- **Exercise instructions**
Images should be left out, and everything else in the listing reproduced exactly.

- **Data lines**
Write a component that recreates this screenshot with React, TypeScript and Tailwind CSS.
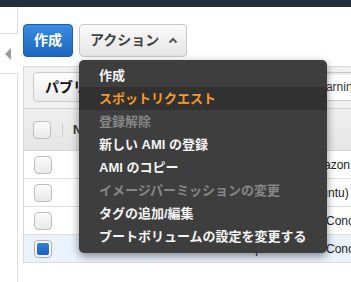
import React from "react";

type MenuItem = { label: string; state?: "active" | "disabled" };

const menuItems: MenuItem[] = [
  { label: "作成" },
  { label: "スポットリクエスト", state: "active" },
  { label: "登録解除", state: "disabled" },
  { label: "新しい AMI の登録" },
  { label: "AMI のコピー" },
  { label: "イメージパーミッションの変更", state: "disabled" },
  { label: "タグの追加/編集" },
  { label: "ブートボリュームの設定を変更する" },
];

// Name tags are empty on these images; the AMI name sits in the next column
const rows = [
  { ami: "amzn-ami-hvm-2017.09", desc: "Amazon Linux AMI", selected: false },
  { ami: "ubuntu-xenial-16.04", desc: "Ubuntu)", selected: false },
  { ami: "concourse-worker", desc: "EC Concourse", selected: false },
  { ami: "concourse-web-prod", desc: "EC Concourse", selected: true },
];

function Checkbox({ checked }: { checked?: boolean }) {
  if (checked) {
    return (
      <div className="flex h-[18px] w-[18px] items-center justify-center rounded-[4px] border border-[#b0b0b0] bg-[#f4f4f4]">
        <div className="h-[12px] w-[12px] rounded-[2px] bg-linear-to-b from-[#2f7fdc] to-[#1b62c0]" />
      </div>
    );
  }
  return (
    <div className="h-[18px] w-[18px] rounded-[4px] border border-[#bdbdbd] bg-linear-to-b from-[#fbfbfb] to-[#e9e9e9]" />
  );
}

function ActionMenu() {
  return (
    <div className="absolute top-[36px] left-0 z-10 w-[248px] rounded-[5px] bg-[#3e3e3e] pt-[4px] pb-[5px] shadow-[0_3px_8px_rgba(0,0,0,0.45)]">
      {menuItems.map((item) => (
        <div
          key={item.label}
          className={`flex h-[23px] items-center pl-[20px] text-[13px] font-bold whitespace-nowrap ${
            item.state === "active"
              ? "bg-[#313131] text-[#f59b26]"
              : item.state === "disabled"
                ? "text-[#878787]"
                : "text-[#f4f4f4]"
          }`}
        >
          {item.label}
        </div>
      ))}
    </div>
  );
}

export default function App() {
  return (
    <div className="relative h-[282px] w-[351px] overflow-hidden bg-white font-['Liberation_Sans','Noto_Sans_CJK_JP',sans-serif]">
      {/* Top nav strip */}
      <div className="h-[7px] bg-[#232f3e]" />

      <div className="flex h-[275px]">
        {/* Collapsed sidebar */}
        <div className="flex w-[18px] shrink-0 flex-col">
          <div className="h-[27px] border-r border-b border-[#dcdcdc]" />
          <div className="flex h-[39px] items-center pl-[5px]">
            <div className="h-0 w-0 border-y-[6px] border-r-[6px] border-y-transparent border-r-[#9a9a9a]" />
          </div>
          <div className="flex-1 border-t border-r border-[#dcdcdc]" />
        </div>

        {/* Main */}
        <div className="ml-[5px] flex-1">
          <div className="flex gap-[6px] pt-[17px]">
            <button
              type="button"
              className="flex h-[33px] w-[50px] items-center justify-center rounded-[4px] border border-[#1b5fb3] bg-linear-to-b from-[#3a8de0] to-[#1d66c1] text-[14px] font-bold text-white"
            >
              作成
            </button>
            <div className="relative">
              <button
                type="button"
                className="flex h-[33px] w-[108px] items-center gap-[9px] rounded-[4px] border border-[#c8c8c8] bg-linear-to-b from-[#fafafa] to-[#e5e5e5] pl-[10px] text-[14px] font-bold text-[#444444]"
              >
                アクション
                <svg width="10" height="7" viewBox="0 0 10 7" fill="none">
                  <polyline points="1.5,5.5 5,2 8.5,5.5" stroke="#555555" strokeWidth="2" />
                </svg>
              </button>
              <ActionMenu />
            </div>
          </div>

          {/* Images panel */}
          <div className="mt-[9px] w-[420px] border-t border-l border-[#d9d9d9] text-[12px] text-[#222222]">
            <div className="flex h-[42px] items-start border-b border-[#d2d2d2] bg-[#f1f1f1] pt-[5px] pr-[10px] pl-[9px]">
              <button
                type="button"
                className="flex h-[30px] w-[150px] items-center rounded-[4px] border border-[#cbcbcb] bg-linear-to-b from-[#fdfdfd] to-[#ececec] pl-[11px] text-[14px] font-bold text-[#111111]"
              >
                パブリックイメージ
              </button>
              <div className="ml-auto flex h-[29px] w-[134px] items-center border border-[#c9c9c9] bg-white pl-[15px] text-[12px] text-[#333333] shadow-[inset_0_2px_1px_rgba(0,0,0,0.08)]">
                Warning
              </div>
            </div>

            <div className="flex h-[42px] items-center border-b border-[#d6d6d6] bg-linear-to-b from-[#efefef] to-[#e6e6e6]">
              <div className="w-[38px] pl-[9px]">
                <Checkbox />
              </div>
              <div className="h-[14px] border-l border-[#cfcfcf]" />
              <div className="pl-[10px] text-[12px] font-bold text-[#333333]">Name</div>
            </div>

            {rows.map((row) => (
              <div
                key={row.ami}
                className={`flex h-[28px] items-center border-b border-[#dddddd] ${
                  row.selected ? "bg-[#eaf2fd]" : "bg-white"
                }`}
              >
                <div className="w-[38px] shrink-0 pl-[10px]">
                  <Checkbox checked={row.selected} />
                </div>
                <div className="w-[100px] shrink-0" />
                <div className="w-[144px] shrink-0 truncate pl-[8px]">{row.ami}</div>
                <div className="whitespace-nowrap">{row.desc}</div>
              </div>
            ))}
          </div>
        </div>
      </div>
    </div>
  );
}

- **Solution for this task**
Write a component that recreates this screenshot with React, TypeScript and Tailwind CSS.
import React from "react";

type MenuItem = { label: string; state?: "active" | "disabled" };

const menuItems: MenuItem[] = [
  { label: "作成" },
  { label: "スポットリクエスト", state: "active" },
  { label: "登録解除", state: "disabled" },
  { label: "新しい AMI の登録" },
  { label: "AMI のコピー" },
  { label: "イメージパーミッションの変更", state: "disabled" },
  { label: "タグの追加/編集" },
  { label: "ブートボリュームの設定を変更する" },
];

// Name tags are empty on these images; the AMI name sits in the next column
const rows = [
  { ami: "amzn-ami-hvm-2017.09", desc: "Amazon Linux AMI", selected: false },
  { ami: "ubuntu-xenial-16.04", desc: "Ubuntu)", selected: false },
  { ami: "concourse-worker", desc: "EC Concourse", selected: false },
  { ami: "concourse-web-prod", desc: "EC Concourse", selected: true },
];

function Checkbox({ checked }: { checked?: boolean }) {
  if (checked) {
    return (
      <div className="flex h-[18px] w-[18px] items-center justify-center rounded-[4px] border border-[#b0b0b0] bg-[#f4f4f4]">
        <div className="h-[12px] w-[12px] rounded-[2px] bg-linear-to-b from-[#2f7fdc] to-[#1b62c0]" />
      </div>
    );
  }
  return (
    <div className="h-[18px] w-[18px] rounded-[4px] border border-[#bdbdbd] bg-linear-to-b from-[#fbfbfb] to-[#e9e9e9]" />
  );
}

function ActionMenu() {
  return (
    <div className="absolute top-[36px] left-0 z-10 w-[248px] rounded-[5px] bg-[#3e3e3e] pt-[4px] pb-[5px] shadow-[0_3px_8px_rgba(0,0,0,0.45)]">
      {menuItems.map((item) => (
        <div
          key={item.label}
          className={`flex h-[23px] items-center pl-[20px] text-[13px] font-bold whitespace-nowrap ${
            item.state === "active"
              ? "bg-[#313131] text-[#f59b26]"
              : item.state === "disabled"
                ? "text-[#878787]"
                : "text-[#f4f4f4]"
          }`}
        >
          {item.label}
        </div>
      ))}
    </div>
  );
}

export default function App() {
  return (
    <div className="relative h-[282px] w-[351px] overflow-hidden bg-white font-['Liberation_Sans','Noto_Sans_CJK_JP',sans-serif]">
      {/* Top nav strip */}
      <div className="h-[7px] bg-[#232f3e]" />

      <div className="flex h-[275px]">
        {/* Collapsed sidebar */}
        <div className="flex w-[18px] shrink-0 flex-col">
          <div className="h-[27px] border-r border-b border-[#dcdcdc]" />
          <div className="flex h-[39px] items-center pl-[5px]">
            <div className="h-0 w-0 border-y-[6px] border-r-[6px] border-y-transparent border-r-[#9a9a9a]" />
          </div>
          <div className="flex-1 border-t border-r border-[#dcdcdc]" />
        </div>

        {/* Main */}
        <div className="ml-[5px] flex-1">
          <div className="flex gap-[6px] pt-[17px]">
            <button
              type="button"
              className="flex h-[33px] w-[50px] items-center justify-center rounded-[4px] border border-[#1b5fb3] bg-linear-to-b from-[#3a8de0] to-[#1d66c1] text-[14px] font-bold text-white"
            >
              作成
            </button>
            <div className="relative">
              <button
                type="button"
                className="flex h-[33px] w-[108px] items-center gap-[9px] rounded-[4px] border border-[#c8c8c8] bg-linear-to-b from-[#fafafa] to-[#e5e5e5] pl-[10px] text-[14px] font-bold text-[#444444]"
              >
                アクション
                <svg width="10" height="7" viewBox="0 0 10 7" fill="none">
                  <polyline points="1.5,5.5 5,2 8.5,5.5" stroke="#555555" strokeWidth="2" />
                </svg>
              </button>
              <ActionMenu />
            </div>
          </div>

          {/* Images panel */}
          <div className="mt-[9px] w-[420px] border-t border-l border-[#d9d9d9] text-[12px] text-[#222222]">
            <div className="flex h-[42px] items-start border-b border-[#d2d2d2] bg-[#f1f1f1] pt-[5px] pr-[10px] pl-[9px]">
              <button
                type="button"
                className="flex h-[30px] w-[150px] items-center rounded-[4px] border border-[#cbcbcb] bg-linear-to-b from-[#fdfdfd] to-[#ececec] pl-[11px] text-[14px] font-bold text-[#111111]"
              >
                パブリックイメージ
              </button>
              <div className="ml-auto flex h-[29px] w-[134px] items-center border border-[#c9c9c9] bg-white pl-[15px] text-[12px] text-[#333333] shadow-[inset_0_2px_1px_rgba(0,0,0,0.08)]">
                Warning
              </div>
            </div>

            <div className="flex h-[42px] items-center border-b border-[#d6d6d6] bg-linear-to-b from-[#efefef] to-[#e6e6e6]">
              <div className="w-[38px] pl-[9px]">
                <Checkbox />
              </div>
              <div className="h-[14px] border-l border-[#cfcfcf]" />
              <div className="pl-[10px] text-[12px] font-bold text-[#333333]">Name</div>
            </div>

            {rows.map((row) => (
              <div
                key={row.ami}
                className={`flex h-[28px] items-center border-b border-[#dddddd] ${
                  row.selected ? "bg-[#eaf2fd]" : "bg-white"
                }`}
              >
                <div className="w-[38px] shrink-0 pl-[10px]">
                  <Checkbox checked={row.selected} />
                </div>
                <div className="w-[100px] shrink-0" />
                <div className="w-[144px] shrink-0 truncate pl-[8px]">{row.ami}</div>
                <div className="whitespace-nowrap">{row.desc}</div>
              </div>
            ))}
          </div>
        </div>
      </div>
    </div>
  );
}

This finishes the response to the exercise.